President William Ruto defended the phased divestiture of the government’s stake in the giant telco Safaricom, arguing it will involve a transparent process of valuing and selling a public asset.
Speaking at State House, Nairobi, on Friday, during an engagement with graduate interns onboarded under the Affordable Housing Programme, President Ruto said the government’s privatisation strategy is aimed at mobilising resources for large-scale national development.
According to the Head of State, the government had agreed that divestiture was a prudent way of unlocking capital while expanding public participation in strategic assets, citing the Kenya Pipeline Company initial public offering and Safaricom’s share sale as examples.
He noted that the government expected to raise about Ksh.110 billion from the Kenya Pipeline IPO and a further Ksh.240 billion from the partial divestiture of Safaricom, funds he said would be leveraged to unlock between Ksh.3 trillion and Ksh.4 trillion for development projects.
“This is not about politics or the next elections; it’s about transforming Kenya. We have started the process of raising the money to do it. I said Ksh.5 trillion, and it will not delay. By next year, we will have raised all of it,” he stated.
Ruto lashed out at the critics of the move, saying they are engaging in dishonest politics driven by a lack of agenda.
“You’ll hear some people saying, ‘Why are you doing this? This is wrong.’ The same people who told us, ‘Let’s do it’. We are saying we are divesting a portion of Safaricom, they are telling us who negotiated? Where is the committee that negotiated for the price of the shares? Really? Any Public Listed Company, the tested, proven, transparent valuation is done by the Capital Markets at the Exchange, not in boardrooms or committees,” Ruto stated.
“I want to tell those who people giving us lectures about what we’re doing with the IPO in KPC or Safaricom, they should spare us their political conmanship and intellectual deceit.”

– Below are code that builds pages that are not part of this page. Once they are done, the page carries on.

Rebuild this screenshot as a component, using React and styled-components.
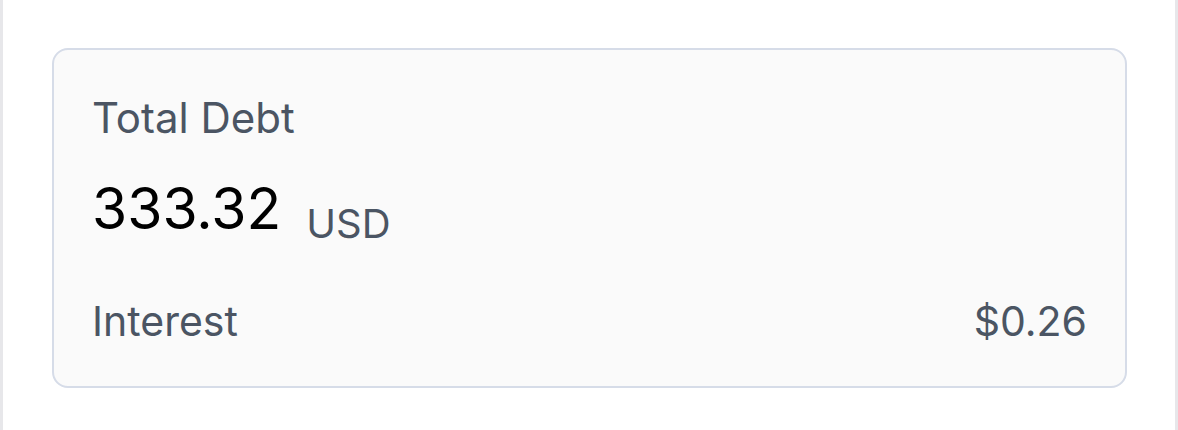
import React from "react";
import styled, { createGlobalStyle } from "styled-components";

const Global = createGlobalStyle`
  html, body { margin: 0; padding: 0; background: #ffffff; }
  body { font-family: Inter, "Noto Sans", sans-serif; -webkit-font-smoothing: antialiased; }
`;

const Page = styled.div`
  box-sizing: border-box;
  height: 430px;
  border-left: 3px solid #e7e7ea;
  border-right: 3px solid #e7e7ea;
  padding: 48px 48px 0 49px;
`;

const Card = styled.div`
  box-sizing: border-box;
  height: 340px;
  border: 2px solid #d6dce8;
  border-radius: 16px;
  background: #fafafa;
  padding: 38px 38px 0;
  display: flex;
  flex-direction: column;
`;

const Label = styled.div`
  font-size: 42px;
  line-height: 60px;
  color: #4b5563;
`;

const ValueRow = styled.div`
  display: flex;
  align-items: flex-end;
  gap: 25px;
  margin-top: 31px;
`;

const Amount = styled.span`
  font-size: 57px;
  line-height: 60px;
  color: #000000;
`;

const Unit = styled.span`
  font-size: 40px;
  line-height: 30px;
  color: #4b5563;
`;

const FooterRow = styled.div`
  display: flex;
  justify-content: space-between;
  align-items: baseline;
  margin-top: 52px;
  font-size: 41px;
  line-height: 60px;
  color: #4b5563;
`;

export default function App() {
  return (
    <>
      <Global />
      <Page>
        <Card>
          <Label>Total Debt</Label>
          <ValueRow>
            <Amount>333.32</Amount>
            <Unit>USD</Unit>
          </ValueRow>
          <FooterRow>
            <span>Interest</span>
            <span>$0.26</span>
          </FooterRow>
        </Card>
      </Page>
    </>
  );
}
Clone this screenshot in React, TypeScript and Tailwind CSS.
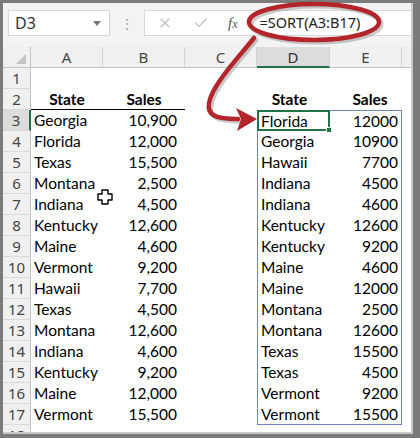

Concerns recently expressed by Ndindi Nyoro before the Joint Committee on Finance and Privatisation on Tuesday, January 20, prompted Ruto’s comments.
The Kiharu MP cautioned that if the Safaricom share sale is not put through a competitive international bidding procedure, the nation could lose billions of shillings.
Nyoro said that the suggested price undervalued the asset and that each of the six billion Safaricom shares designated for sale should be priced at Ksh. 45 instead of Ksh. 34.
“We should not be discussing anything below Ksh.45 per share, but we have been held hostage by the buyer that we are now running out of breath,” Nyoro stated.
However, other players, like the Central Organisation of Trade Unions (COTU) and Central Bank of Kenya Governor Kamau Thugge, have supported the action, arguing that it would lessen the nation’s debt load.